En esta década, asimismo, se ha instalado la descabellada idea (entre tantas otras) de que tenemos “derecho a fútbol gratuito”. Pero conviene recordar que, dado que la televisación es un servicio económico y por lo tanto no está exento de costos, aquéllo no pasa de ser un eufemismo que oculta el hecho de que quienes no ven ni les interesa el fútbol estén trabajando para financiar el privilegiado divertimento de los aficionados a ese deporte.
Lo mismo ocurre con los subsidios, dádivas y prebendas en general. Podemos establecer, como el propio Friedrich Hayek admitió, un mínimo bajo el cual nadie deba caer. Pero es nocivo presentar la ayuda social como un “derecho”, porque cristalizamos el estado de necesidad como un modo de vida y no como una situación pasajera que es menester rectificar con arreglo al propio esfuerzo de quien la padece y al empujón que la sociedad puede darle para salir adelante. Concebir a la ayuda económica estatal -sea a personas en estado de necesidad o a empresarios amigos del poder- como un “derecho”, oculta el hecho de que para lograr su eficacia, personas de carne y hueso debieron entregar al Estado -bajo coerción impositiva- parte del fruto de su trabajo, lo cual equivale a decir, parte de su libertad, parte de sus verdaderos derechos individuales.

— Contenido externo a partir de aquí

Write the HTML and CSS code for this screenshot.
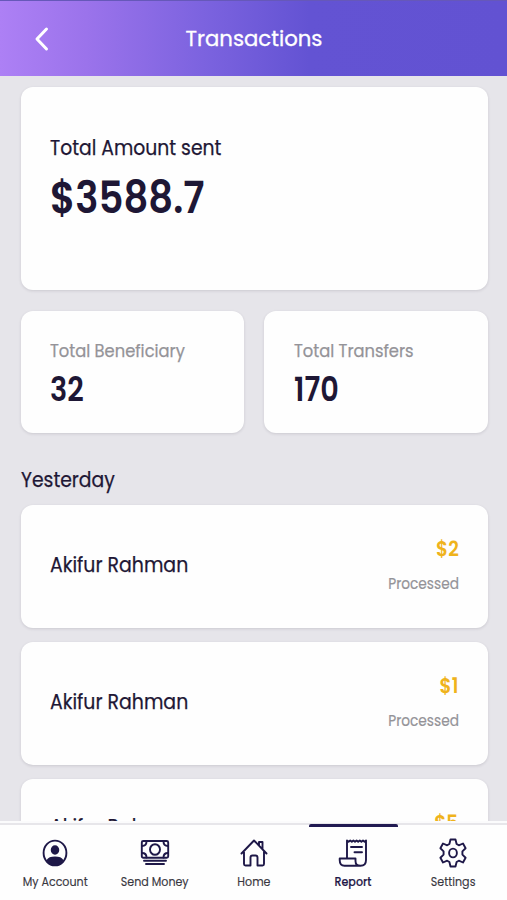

En síntesis, así como la moneda impresa sin respaldo destruye a la moneda sana en los procesos inflacionarios, en el derecho también ocurre que los privilegios disfrazados de “derechos” destruyen a los sanos derechos establecidos para proteger nuestra libertad.
Recuperar la República y dejar atrás el populismo requerirá, entre otras cosas, separar la paja del trigo y volver a llamar las cosas por su nombre: a los derechos “derechos”, y a los privilegios “privilegios”.